1. Introduction to MapReduce
MapReduce is a programming model used to process and generate large datasets across a distributed system. It simplifies parallel computation by abstracting the processing into two primary functions: Map and Reduce.
2. Core Components of MapReduce
2.1 Map Function
The Map function processes input data, line by line, and outputs key-value pairs. Each line of input data is parsed, and meaningful keys and values are generated for further processing.
public static class MapClass extends MapReduceBase
implements Mapper {
private final static IntWritable one = new IntWritable(1);
private Text word = new Text();
public void map(LongWritable key, Text value, OutputCollector output, Reporter reporter)
throws IOException {
String line = value.toString();
StringTokenizer itr = new StringTokenizer(line);
while (itr.hasMoreTokens()) {
word.set(itr.nextToken());
output.collect(word, one);
}
}
}
2.2 Reduce Function
The Reduce function aggregates values associated with a common key. It takes the intermediate key-value pairs from the Map phase and combines the values for each key to produce the final result.
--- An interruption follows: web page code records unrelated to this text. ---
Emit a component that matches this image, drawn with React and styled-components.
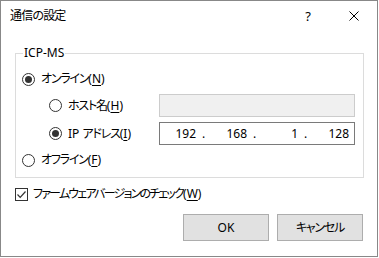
import React from "react";
import styled, { createGlobalStyle } from "styled-components";

const GlobalStyle = createGlobalStyle`
  html, body {
    margin: 0;
    padding: 0;
    background: #ffffff;
  }
  body {
    font-family: "Noto Sans", "Noto Sans CJK JP", sans-serif;
    font-size: 12px;
    color: #000000;
    font-feature-settings: "palt";
  }
`;

const Window = styled.div`
  box-sizing: border-box;
  width: 378px;
  height: 257px;
  border: 1px solid #888888;
  background: #ffffff;
  display: flex;
  flex-direction: column;
`;

const TitleBar = styled.div`
  height: 30px;
  display: flex;
  align-items: center;
  padding-left: 9px;
`;

const Title = styled.div`
  flex: 1;
  font-size: 12px;
  line-height: 16px;
`;

const CaptionButton = styled.div`
  width: 46px;
  height: 30px;
  display: flex;
  align-items: center;
  justify-content: center;
  font-size: 13px;
`;

const Content = styled.div`
  padding: 0 13px 0 14px;
  display: flex;
  flex-direction: column;
`;

const GroupBox = styled.div`
  position: relative;
  margin-top: 22px;
  border: 1px solid #dcdcdc;
  padding: 15px 0 7px 6px;
  display: flex;
  flex-direction: column;
  gap: 5px;
`;

const GroupLabel = styled.div`
  position: absolute;
  top: -9px;
  left: 7px;
  padding: 0 1px;
  line-height: 16px;
  background: #ffffff;
`;

const OptionRow = styled.div`
  display: flex;
  align-items: center;
  height: ${(p) => p.$height || 20}px;
  padding-left: ${(p) => p.$indent || 0}px;
`;

const Choice = styled.label`
  display: flex;
  align-items: center;
  gap: 6px;
  width: ${(p) => (p.$width ? `${p.$width}px` : "auto")};
  flex: none;
  line-height: 16px;
  white-space: nowrap;
`;

const Radio = styled.span`
  position: relative;
  box-sizing: border-box;
  width: 13px;
  height: 13px;
  border: 1px solid #333333;
  border-radius: 50%;
  flex: none;
  &::after {
    content: "";
    display: ${(p) => (p.$checked ? "block" : "none")};
    position: absolute;
    left: 2px;
    top: 2px;
    width: 7px;
    height: 7px;
    border-radius: 50%;
    background: #333333;
  }
`;

// Japanese runs are set tighter to match the narrow UI font of the dialog
const Jp = styled.span`
  letter-spacing: ${(p) => p.$spacing ?? -1.2}px;
`;

const Key = styled.span`
  text-decoration: underline;
  text-underline-offset: 2px;
`;

const TextField = styled.div`
  box-sizing: border-box;
  width: 196px;
  height: 23px;
  border: 1px solid ${(p) => (p.$disabled ? "#cccccc" : "#7a7a7a")};
  background: ${(p) => (p.$disabled ? "#f0f0f0" : "#ffffff")};
  display: flex;
  align-items: center;
`;

const Octet = styled.div`
  display: flex;
  align-items: center;
`;

const OctetValue = styled.span`
  width: 36px;
  text-align: right;
`;

const OctetDot = styled.span`
  width: 15px;
  text-align: center;
`;

const CheckRow = styled.label`
  display: flex;
  align-items: center;
  gap: 5px;
  height: 20px;
  margin-top: 6px;
  line-height: 16px;
  white-space: nowrap;
`;

const CheckBox = styled.span`
  box-sizing: border-box;
  width: 13px;
  height: 13px;
  border: 1px solid #333333;
  display: flex;
  align-items: center;
  justify-content: center;
  flex: none;
`;

const ButtonRow = styled.div`
  display: flex;
  justify-content: flex-end;
  gap: 8px;
  margin-top: 10px;
  padding-right: 1px;
`;

const Button = styled.div`
  box-sizing: border-box;
  width: 86px;
  height: 27px;
  border: 1px solid #adadad;
  background: #e1e1e1;
  display: flex;
  align-items: center;
  justify-content: center;
  line-height: 16px;
`;

const octets = ["192", "168", "1", "128"];

const IpField = () => (
  <TextField>
    {octets.map((o, i) => (
      <Octet key={i}>
        <OctetValue>{o}</OctetValue>
        {i < octets.length - 1 && <OctetDot>.</OctetDot>}
      </Octet>
    ))}
  </TextField>
);

const CloseIcon = () => (
  <svg width="10" height="10" viewBox="0 0 10 10">
    <path d="M0.5 0.5 L9.5 9.5 M9.5 0.5 L0.5 9.5" stroke="#000" strokeWidth="1" fill="none" />
  </svg>
);

const CheckMark = () => (
  <svg width="11" height="11" viewBox="0 0 11 11">
    <polyline points="1.5,5.5 4.2,8.3 9.5,2.5" stroke="#333" strokeWidth="1.2" fill="none" />
  </svg>
);

export default function App() {
  return (
    <>
      <GlobalStyle />
      <Window>
        <TitleBar>
          <Title>
            <Jp $spacing={-0.8}>通信の設定</Jp>
          </Title>
          <CaptionButton>?</CaptionButton>
          <CaptionButton>
            <CloseIcon />
          </CaptionButton>
        </TitleBar>
        <Content>
          <GroupBox>
            <GroupLabel>ICP-MS</GroupLabel>
            <OptionRow>
              <Choice>
                <Radio $checked />
                <span>
                  <Jp>オンライン</Jp>(<Key>N</Key>)
                </span>
              </Choice>
            </OptionRow>
            <OptionRow $height={23} $indent={27}>
              <Choice $width={110}>
                <Radio />
                <span>
                  <Jp>ホスト名</Jp>(<Key>H</Key>)
                </span>
              </Choice>
              <TextField $disabled />
            </OptionRow>
            <OptionRow $height={23} $indent={27}>
              <Choice $width={110}>
                <Radio $checked />
                <span>
                  IP <Jp>アドレス</Jp>(<Key>I</Key>)
                </span>
              </Choice>
              <IpField />
            </OptionRow>
            <OptionRow>
              <Choice>
                <Radio />
                <span>
                  <Jp>オフライン</Jp>(<Key>F</Key>)
                </span>
              </Choice>
            </OptionRow>
          </GroupBox>
          <CheckRow>
            <CheckBox>
              <CheckMark />
            </CheckBox>
            <span>
              <Jp $spacing={-1.8}>ファームウェアバージョンのチェック</Jp>(<Key>W</Key>)
            </span>
          </CheckRow>
          <ButtonRow>
            <Button>OK</Button>
            <Button>
              <Jp>キャンセル</Jp>
            </Button>
          </ButtonRow>
        </Content>
      </Window>
    </>
  );
}
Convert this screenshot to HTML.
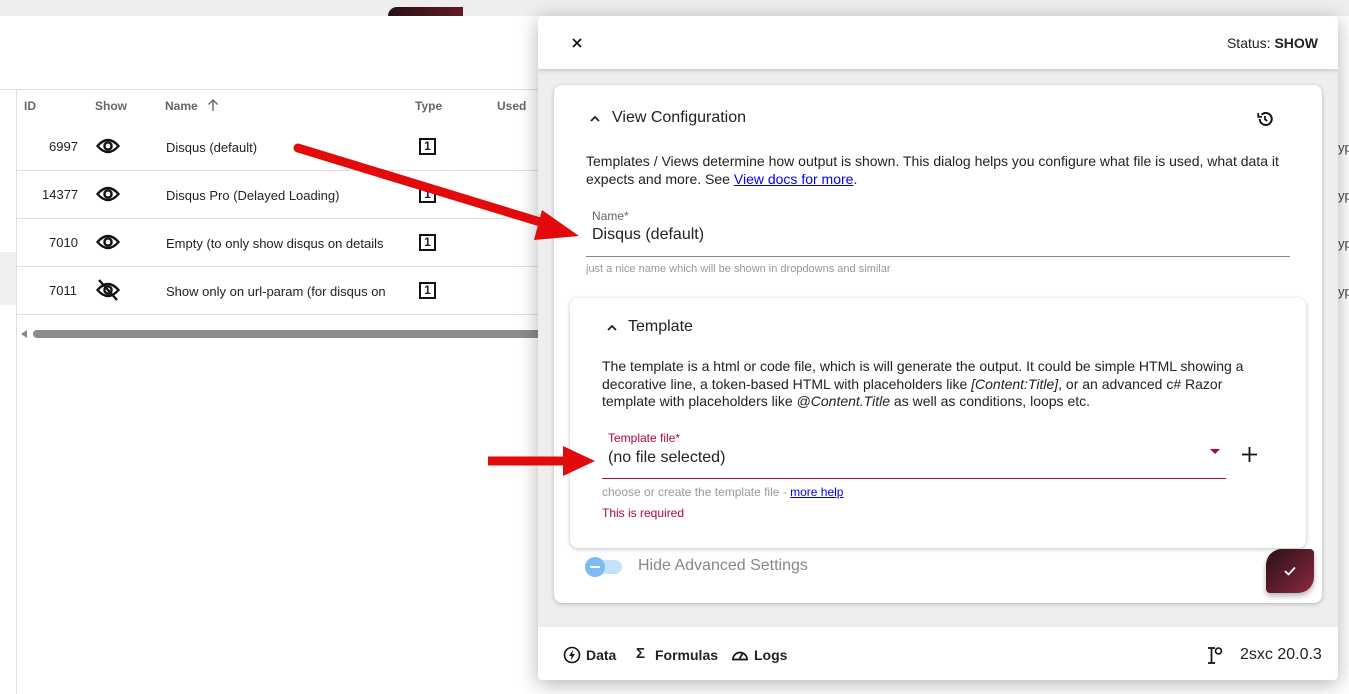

public static class ReduceClass extends MapReduceBase
implements Reducer {
public void reduce(Text key, Iterator values, OutputCollector output, Reporter reporter)
throws IOException {
int sum = 0;
while (values.hasNext()) {
sum += values.next().get();
}
output.collect(key, new IntWritable(sum));
}
}
3. MapReduce Workflow
3.1 Input Data
Data is stored in the form of key-value pairs, which are processed line by line during the Map phase.
3.2 Execution Phases
- Map Phase: Transforms input data into intermediate key-value pairs.
- Shuffle and Sort: Groups intermediate pairs by key.
- Reduce Phase: Aggregates values of each grouped key to produce the output.
3.3 Example
For a word count problem, the Map function outputs (word, 1)
for each word, and the Reduce function sums up counts for each unique word.
4. Practical Applications of MapReduce
- Web Indexing: Search engines use MapReduce for indexing web pages.
- Log Analysis: Processing large-scale server logs to identify patterns.
- Data Mining: Analyzing massive datasets for trends and insights.
- Social Network Analysis: Identifying mutual connections in networks like Twitter or Facebook.
5. Sample Use Case: Mutual Followers
5.1 Problem Statement
Given a dataset of user relationships (a, b)
, where a
follows b
, find all pairs of users who mutually follow each other.
5.2 Map Function
public void map(LongWritable key, Text value, OutputCollector output, Reporter reporter)
throws IOException {
String line = value.toString();
String[] users = line.split(",");
if (users[0].compareTo(users[1]) < 0) {
output.collect(new Text("(" + users[0] + "," + users[1] + ")"), new IntWritable(1));
} else {
output.collect(new Text("(" + users[1] + "," + users[0] + ")"), new IntWritable(1));
}
}
5.3 Reduce Function
public void reduce(Text key, Iterator values, OutputCollector output, Reporter reporter)
throws IOException {
int count = 0;
while (values.hasNext()) {
count += values.next().get();
}
if (count == 2) {
output.collect(key, new IntWritable(count));
}
}
6. Key Features of MapReduce
- Scalability: Processes large datasets using distributed computing.
- Fault Tolerance: Automatically handles failures during computation.
- Data Locality: Processes data close to its storage location, reducing I/O.
- Simplicity: Abstracts parallel programming complexities for developers.